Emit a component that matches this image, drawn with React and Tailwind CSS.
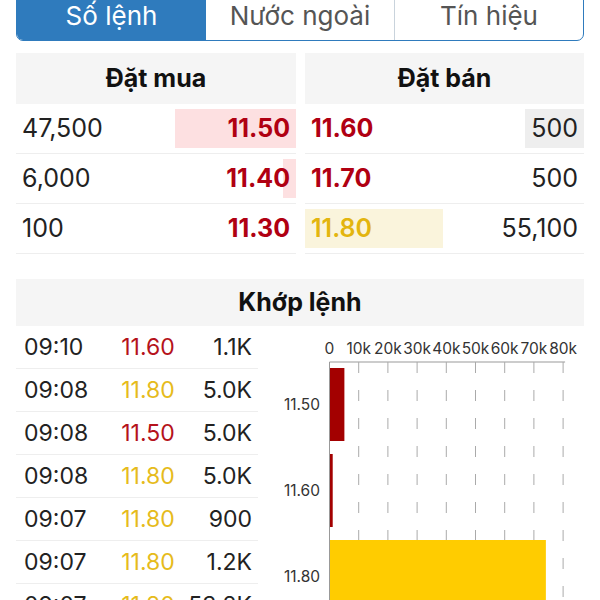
---
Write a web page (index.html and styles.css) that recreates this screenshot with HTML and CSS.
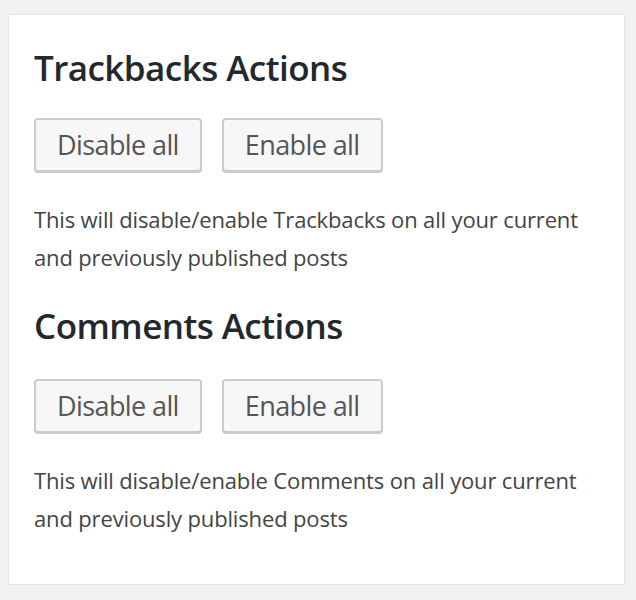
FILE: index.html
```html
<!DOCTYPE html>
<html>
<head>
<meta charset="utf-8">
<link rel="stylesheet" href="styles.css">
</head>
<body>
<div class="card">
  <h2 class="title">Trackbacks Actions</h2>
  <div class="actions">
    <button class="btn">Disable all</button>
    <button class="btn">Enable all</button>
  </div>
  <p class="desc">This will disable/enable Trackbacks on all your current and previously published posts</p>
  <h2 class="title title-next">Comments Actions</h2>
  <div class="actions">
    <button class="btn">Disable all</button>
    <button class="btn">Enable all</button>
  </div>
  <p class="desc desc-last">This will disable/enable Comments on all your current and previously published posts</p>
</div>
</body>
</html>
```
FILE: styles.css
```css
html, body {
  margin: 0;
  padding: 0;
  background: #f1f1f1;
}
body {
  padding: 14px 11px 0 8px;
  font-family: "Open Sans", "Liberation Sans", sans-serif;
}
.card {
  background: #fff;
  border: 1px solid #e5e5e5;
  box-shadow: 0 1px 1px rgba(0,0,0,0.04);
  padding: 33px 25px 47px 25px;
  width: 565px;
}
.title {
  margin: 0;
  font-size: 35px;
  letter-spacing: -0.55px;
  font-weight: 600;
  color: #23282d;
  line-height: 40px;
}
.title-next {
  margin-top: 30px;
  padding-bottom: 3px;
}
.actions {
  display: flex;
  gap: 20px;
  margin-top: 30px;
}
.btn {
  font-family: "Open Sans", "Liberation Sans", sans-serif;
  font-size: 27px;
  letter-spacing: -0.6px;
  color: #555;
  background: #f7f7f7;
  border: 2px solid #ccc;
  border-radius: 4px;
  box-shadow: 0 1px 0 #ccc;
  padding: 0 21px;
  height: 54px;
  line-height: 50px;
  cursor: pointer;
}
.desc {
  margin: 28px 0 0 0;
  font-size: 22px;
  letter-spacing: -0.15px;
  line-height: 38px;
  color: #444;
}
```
* * *
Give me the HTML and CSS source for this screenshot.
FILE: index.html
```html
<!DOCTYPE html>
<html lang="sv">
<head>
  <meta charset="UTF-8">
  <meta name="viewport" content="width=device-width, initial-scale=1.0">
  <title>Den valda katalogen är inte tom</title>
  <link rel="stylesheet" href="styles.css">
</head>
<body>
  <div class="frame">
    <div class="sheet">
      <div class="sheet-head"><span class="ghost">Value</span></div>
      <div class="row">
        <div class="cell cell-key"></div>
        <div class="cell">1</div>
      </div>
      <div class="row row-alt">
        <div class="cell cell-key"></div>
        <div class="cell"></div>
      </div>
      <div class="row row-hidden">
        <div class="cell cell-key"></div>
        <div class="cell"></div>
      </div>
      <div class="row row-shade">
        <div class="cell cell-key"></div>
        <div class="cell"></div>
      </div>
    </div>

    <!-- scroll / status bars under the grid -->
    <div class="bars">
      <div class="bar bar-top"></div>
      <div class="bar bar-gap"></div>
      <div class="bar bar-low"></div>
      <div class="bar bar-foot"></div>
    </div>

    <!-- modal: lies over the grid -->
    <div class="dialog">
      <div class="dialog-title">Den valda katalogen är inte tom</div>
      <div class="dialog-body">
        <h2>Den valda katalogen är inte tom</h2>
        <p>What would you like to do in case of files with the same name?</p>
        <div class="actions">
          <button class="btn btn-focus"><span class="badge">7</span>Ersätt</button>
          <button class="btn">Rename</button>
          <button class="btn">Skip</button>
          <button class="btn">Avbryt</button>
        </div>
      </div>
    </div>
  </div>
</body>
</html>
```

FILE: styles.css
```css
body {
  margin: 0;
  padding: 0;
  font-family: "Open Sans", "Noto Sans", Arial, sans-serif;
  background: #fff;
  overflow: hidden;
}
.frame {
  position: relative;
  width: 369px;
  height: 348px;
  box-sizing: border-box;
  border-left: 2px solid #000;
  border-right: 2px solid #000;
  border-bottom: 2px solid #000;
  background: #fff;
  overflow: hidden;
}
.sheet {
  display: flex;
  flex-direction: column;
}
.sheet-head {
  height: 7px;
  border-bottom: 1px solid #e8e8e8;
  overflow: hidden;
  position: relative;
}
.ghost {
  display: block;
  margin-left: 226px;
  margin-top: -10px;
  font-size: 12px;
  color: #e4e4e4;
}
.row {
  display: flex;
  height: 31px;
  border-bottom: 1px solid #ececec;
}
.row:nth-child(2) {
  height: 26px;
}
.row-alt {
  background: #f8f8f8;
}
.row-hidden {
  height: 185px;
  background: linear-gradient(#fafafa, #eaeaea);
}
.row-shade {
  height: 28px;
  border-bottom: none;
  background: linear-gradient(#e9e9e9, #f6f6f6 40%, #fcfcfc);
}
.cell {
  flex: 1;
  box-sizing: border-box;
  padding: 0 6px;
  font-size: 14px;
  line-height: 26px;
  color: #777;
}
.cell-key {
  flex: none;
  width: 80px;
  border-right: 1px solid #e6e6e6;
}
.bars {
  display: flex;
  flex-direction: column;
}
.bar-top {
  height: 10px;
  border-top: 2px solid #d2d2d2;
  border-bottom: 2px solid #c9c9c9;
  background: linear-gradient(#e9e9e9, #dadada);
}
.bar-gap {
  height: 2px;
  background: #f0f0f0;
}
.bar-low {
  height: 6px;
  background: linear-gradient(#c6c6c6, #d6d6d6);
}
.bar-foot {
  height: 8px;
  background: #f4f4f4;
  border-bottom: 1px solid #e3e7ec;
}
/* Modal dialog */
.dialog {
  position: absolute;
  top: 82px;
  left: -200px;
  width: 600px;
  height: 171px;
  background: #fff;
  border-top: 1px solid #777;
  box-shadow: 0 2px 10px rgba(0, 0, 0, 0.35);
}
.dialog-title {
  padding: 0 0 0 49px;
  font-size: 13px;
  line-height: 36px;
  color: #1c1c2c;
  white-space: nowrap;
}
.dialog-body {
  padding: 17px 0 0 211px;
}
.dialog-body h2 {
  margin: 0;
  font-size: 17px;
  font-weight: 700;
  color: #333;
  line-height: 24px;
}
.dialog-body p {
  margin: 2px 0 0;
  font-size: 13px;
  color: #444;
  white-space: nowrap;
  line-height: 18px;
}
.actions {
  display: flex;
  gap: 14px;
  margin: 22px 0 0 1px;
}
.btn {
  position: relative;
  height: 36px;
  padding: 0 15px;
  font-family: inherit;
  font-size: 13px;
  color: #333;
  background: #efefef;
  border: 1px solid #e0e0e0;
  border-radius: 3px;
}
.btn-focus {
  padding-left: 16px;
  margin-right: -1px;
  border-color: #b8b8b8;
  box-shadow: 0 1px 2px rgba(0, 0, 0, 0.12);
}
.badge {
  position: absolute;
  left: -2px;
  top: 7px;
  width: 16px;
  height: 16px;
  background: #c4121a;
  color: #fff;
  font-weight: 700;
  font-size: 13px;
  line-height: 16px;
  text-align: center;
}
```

**SET PROBLEM**
Report how many lines of the listing hold the string "that", giving only the number.

**EXERCISE ANSWER**
2